Personal details
- Born: 2 September 1956 Rajpura, Punjab, India
- Died: 25 December 2016 (aged 60) Gurugram, Haryana, India
- Political party: Bharatiya Janata Party
- Spouse: Raj Kumari
- Children: Savita Khurana Tarun Khurana Malvika Khurana
- Parents: Sh.Piara Lal (father); Smt.Radha Devi (mother);
- Alma mater: B.Com, S A Jain College, 1971

= Raj Khurana =

Indian politician

Raj Khurana (2 September 1956 – 25 December 2016) was an Indian politician and socialist from Punjab who was a Chief Parliamentary Secretary (Finance), Punjab. A member of the Bharatiya Janata Party, Khurana previously held the finance portfolios for Badal government and served as the Member of legislative assembly(india) for the constituency of Rajpura, Punjab. He had the privilege to serve Rajpura as an M.L.A for three tenures.
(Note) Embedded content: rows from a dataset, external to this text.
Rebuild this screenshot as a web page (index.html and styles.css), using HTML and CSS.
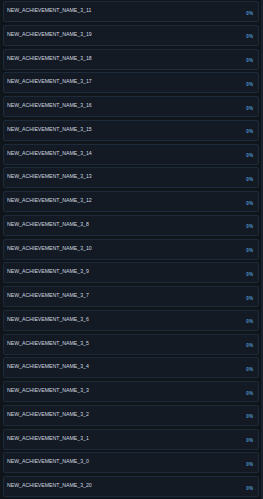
FILE: index.html
```html
<!DOCTYPE html>
<html lang="en">
<head>
    <meta charset="UTF-8">
    <title>Achievements</title>
    <link rel="stylesheet" href="styles.css">
</head>
<body>
    <div class="list">
        <div class="ach"><span class="name">NEW_ACHIEVEMENT_NAME_3_11</span><span class="pct">0%</span></div>
        <div class="ach"><span class="name">NEW_ACHIEVEMENT_NAME_3_19</span><span class="pct">0%</span></div>
        <div class="ach"><span class="name">NEW_ACHIEVEMENT_NAME_3_18</span><span class="pct">0%</span></div>
        <div class="ach"><span class="name">NEW_ACHIEVEMENT_NAME_3_17</span><span class="pct">0%</span></div>
        <div class="ach"><span class="name">NEW_ACHIEVEMENT_NAME_3_16</span><span class="pct">0%</span></div>
        <div class="ach"><span class="name">NEW_ACHIEVEMENT_NAME_3_15</span><span class="pct">0%</span></div>
        <div class="ach"><span class="name">NEW_ACHIEVEMENT_NAME_3_14</span><span class="pct">0%</span></div>
        <div class="ach"><span class="name">NEW_ACHIEVEMENT_NAME_3_13</span><span class="pct">0%</span></div>
        <div class="ach"><span class="name">NEW_ACHIEVEMENT_NAME_3_12</span><span class="pct">0%</span></div>
        <div class="ach"><span class="name">NEW_ACHIEVEMENT_NAME_3_8</span><span class="pct">0%</span></div>
        <div class="ach"><span class="name">NEW_ACHIEVEMENT_NAME_3_10</span><span class="pct">0%</span></div>
        <div class="ach"><span class="name">NEW_ACHIEVEMENT_NAME_3_9</span><span class="pct">0%</span></div>
        <div class="ach"><span class="name">NEW_ACHIEVEMENT_NAME_3_7</span><span class="pct">0%</span></div>
        <div class="ach"><span class="name">NEW_ACHIEVEMENT_NAME_3_6</span><span class="pct">0%</span></div>
        <div class="ach"><span class="name">NEW_ACHIEVEMENT_NAME_3_5</span><span class="pct">0%</span></div>
        <div class="ach"><span class="name">NEW_ACHIEVEMENT_NAME_3_4</span><span class="pct">0%</span></div>
        <div class="ach"><span class="name">NEW_ACHIEVEMENT_NAME_3_3</span><span class="pct">0%</span></div>
        <div class="ach"><span class="name">NEW_ACHIEVEMENT_NAME_3_2</span><span class="pct">0%</span></div>
        <div class="ach"><span class="name">NEW_ACHIEVEMENT_NAME_3_1</span><span class="pct">0%</span></div>
        <div class="ach"><span class="name">NEW_ACHIEVEMENT_NAME_3_0</span><span class="pct">0%</span></div>
        <div class="ach"><span class="name">NEW_ACHIEVEMENT_NAME_3_20</span><span class="pct">0%</span></div>
    </div>
</body>
</html>
```

FILE: styles.css
```css
* {
    margin: 0;
    padding: 0;
    box-sizing: border-box;
    font-family: "Liberation Sans", Arial, sans-serif;
}

html, body {
    height: 100%;
    overflow: hidden;
}

body {
    background-color: #10151c;
    border-right: 2px solid #1a2230;
}

.list {
    display: flex;
    flex-direction: column;
    gap: 2.75px;
    padding: 1px 2px 0 3px;
}

.ach {
    height: 21px;
    display: flex;
    justify-content: space-between;
    background-color: #131a23;
    border: 1px solid #1c2a39;
    border-radius: 2px;
    padding: 0 5px 0 3px;
}

.name {
    color: #d2d9e0;
    font-size: 5.2px;
    line-height: 1;
    margin-top: 6px;
}

.pct {
    color: #5298d2;
    font-size: 4.6px;
    font-weight: bold;
    line-height: 1;
    margin-top: 9.5px;
}
```
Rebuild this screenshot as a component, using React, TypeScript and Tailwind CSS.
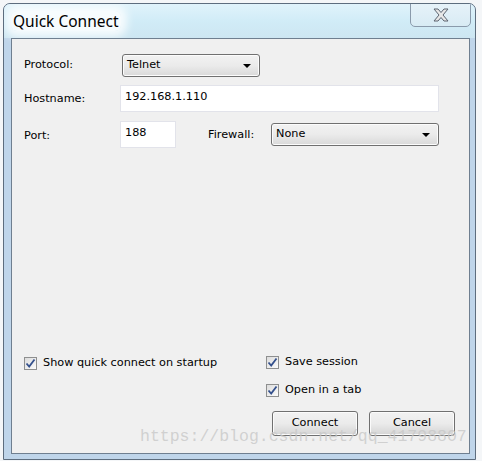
import type { ReactNode } from 'react'

const ui = "font-['DejaVu_Sans',sans-serif] text-[11.25px] text-black"

function Check({ children }: { children: ReactNode }) {
  return (
    <label className="flex items-center gap-[6px]">
      <span className="w-[13px] h-[13px] border border-[#8e8f8f] bg-gradient-to-br from-[#dcdcdc] to-[#fbfbfb] flex items-center justify-center">
        <svg width="11" height="11" viewBox="0 0 11 11">
          <path d="M1.5 5.5 L4.2 8.6 L9.5 1.5" fill="none" stroke="#34508c" strokeWidth="1.8" />
        </svg>
      </span>
      <span>{children}</span>
    </label>
  )
}

function Select({ value, width }: { value: string; width: string }) {
  return (
    <div
      className={`${width} h-[23px] rounded-[3px] border border-[#707070] bg-gradient-to-b from-[#f2f2f2] via-[#ebebeb] to-[#d9d9d9] flex items-center pl-[4px] pr-[8px] shadow-[inset_0_0_0_1px_#fcfcfc]`}
    >
      <span className="flex-1">{value}</span>
      <svg width="8" height="4" viewBox="0 0 8 4">
        <path d="M0 0 H8 L4 4 Z" fill="#000" />
      </svg>
    </div>
  )
}

function Button({ label }: { label: string }) {
  return (
    <button className="w-[86px] h-[25px] rounded-[3px] border border-[#707070] bg-gradient-to-b from-[#f2f2f2] via-[#ebebeb] to-[#d4d4d4] shadow-[inset_0_0_0_1px_#fbfbfb] flex items-center justify-center">
      {label}
    </button>
  )
}

export default function App() {
  return (
    <div className="relative w-[482px] h-[461px] bg-[#f4f6f8] pl-[3px] pt-[3px]">
      <div className="w-[473px] h-[457px] border border-[#5d6d7e] rounded-t-[7px] bg-[#bfd5ea] flex flex-col overflow-hidden">
        {/* Title bar */}
        <div className="h-[34px] shrink-0 flex items-start bg-gradient-to-b from-[#e0f3fb] via-[#d1ecf7] to-[#cde6f2]">
          <span className="ml-[7px] mt-[7px] px-[2px] font-['Noto_Sans',sans-serif] text-[15.5px] leading-[20px] text-black bg-white/80 rounded-[6px] shadow-[0_0_8px_6px_rgba(255,255,255,0.8)]">
            Quick Connect
          </span>
          <div className="ml-auto mr-[4px] -mt-px w-[61px] h-[24px] rounded-b-[5px] border border-[#8a9aab] bg-gradient-to-b from-[#e6f2f9] to-[#d8ebf4] flex items-center justify-center">
            <svg width="18" height="14" viewBox="0 0 18 14">
              <path
                d="M2 1 H6 L9 4.5 L12 1 H16 L11 7 L16 13 H12 L9 9.5 L6 13 H2 L7 7 Z"
                fill="#e8e8e8"
                stroke="#5c6470"
                strokeWidth="1"
                strokeLinejoin="round"
              />
            </svg>
          </div>
        </div>

        {/* Body */}
        <div className="flex-1 flex pl-[7px] pr-[5px] pb-[5px]">
          <div className={`flex-1 border border-[#6f7f90] bg-[#f0f0f0] flex flex-col pl-[12px] pt-[15px] pb-[17px] ${ui}`}>
            <div className="flex items-center h-[23px]">
              <span className="w-[98px]">Protocol:</span>
              <Select value="Telnet" width="w-[138px]" />
            </div>

            <div className="flex items-center h-[27px] mt-[8px]">
              <span className="w-[96px] pt-[1px]">Hostname:</span>
              <div className="w-[319px] h-[27px] border border-[#e2e3ea] bg-white px-[4px] pt-[3px]">192.168.1.110</div>
            </div>

            <div className="flex items-center h-[27px] mt-[9px]">
              <span className="w-[96px] pt-[4px]">Port:</span>
              <div className="w-[56px] h-[27px] border border-[#e2e3ea] bg-white px-[4px] pt-[3px]">188</div>
              <span className="ml-[32px] w-[63px] pt-[1px]">Firewall:</span>
              <Select value="None" width="w-[168px]" />
            </div>

            <div className="flex-1" />

            <div className="flex h-[14px]">
              <div className="w-[242px]">
                <Check>Show quick connect on startup</Check>
              </div>
              <Check>Save session</Check>
            </div>
            <div className="flex h-[14px] mt-[14px] pl-[242px]">
              <Check>Open in a tab</Check>
            </div>
            <div className="flex gap-[11px] mt-[14px] pl-[248px]">
              <Button label="Connect" />
              <Button label="Cancel" />
            </div>
          </div>
        </div>
      </div>

      {/* csdn watermark */}
      <div className="absolute left-[140px] top-[427px] font-['Liberation_Mono',monospace] text-[16.5px] leading-[20px] text-[#c8c8c8]/80 pointer-events-none">
        https://blog.csdn.net/qq_41798807
      </div>
    </div>
  )
}
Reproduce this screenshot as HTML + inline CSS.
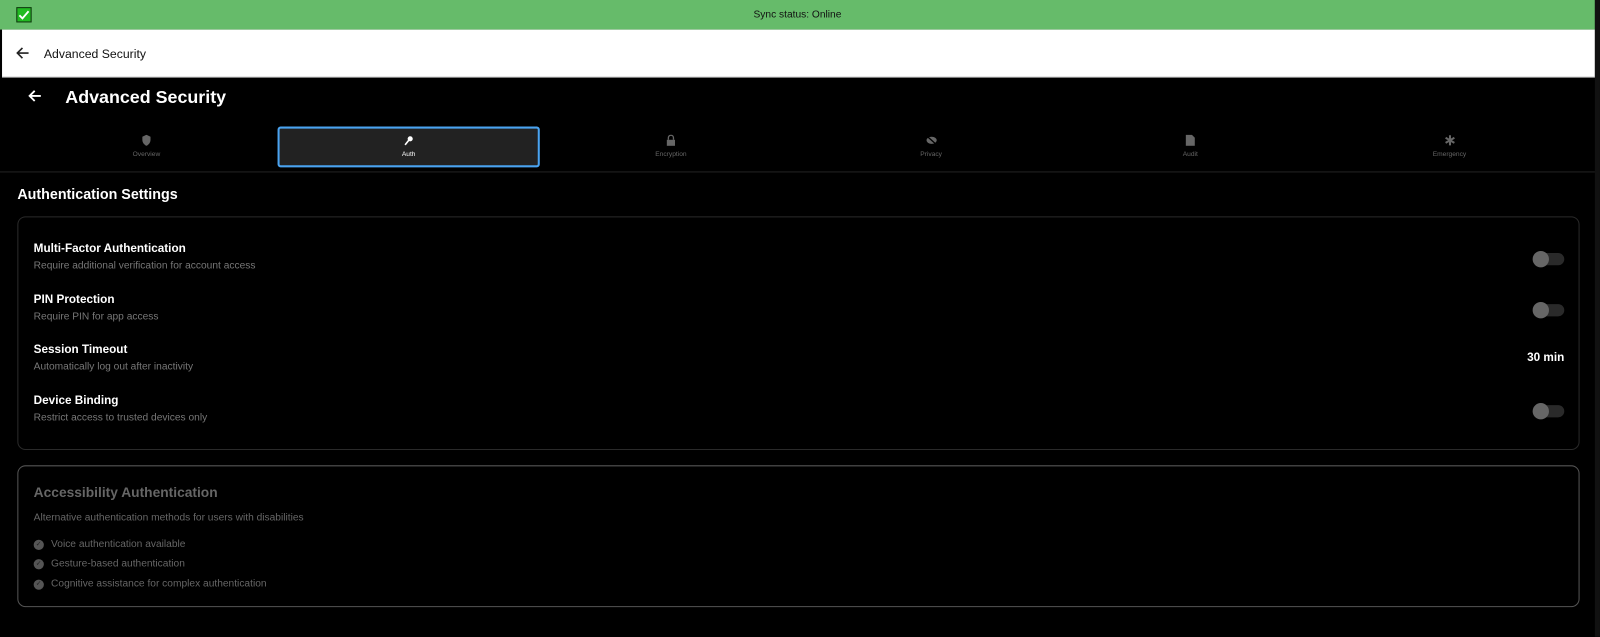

He has been a chairman of many trusts and societies. He has both socially and economically been a representative of the Bhawalpur society.

== Education ==
Raj Khurana obtained his primary education from K.K Public School, Rajpura. He obtained his bachelor's degree from S.A. Jain College.

== Career ==
Following the footsteps of his father, Raj Khurana started his career as a commission agent in the grain market, Rajpura in 1971. Soon, things took a turn, and then he began dealing in a fertilizer business. In this business, he gained great prosperity and also received highest sale awards for an outstanding performance in trading.

==Political career==
Raj Khurana contested his first election to the Punjab Vidhan Sabha in 1992 from Rajpura as a candidate of the Indian National Congress. In 1997, he lost to Balram Das Tandon of the BJP, but defeated Tandon in 2002. In 2006, following differences with the Congress leadership, he joined the BJP and was granted the party ticket in 2007, which he won. In 2012, he lost the election to Hardial Singh Kamboj of the Indian National Congress.

== Controversy ==
Raj Khurana was arrested by the Central Bureau of Investigation in May 2011, following which he resigned.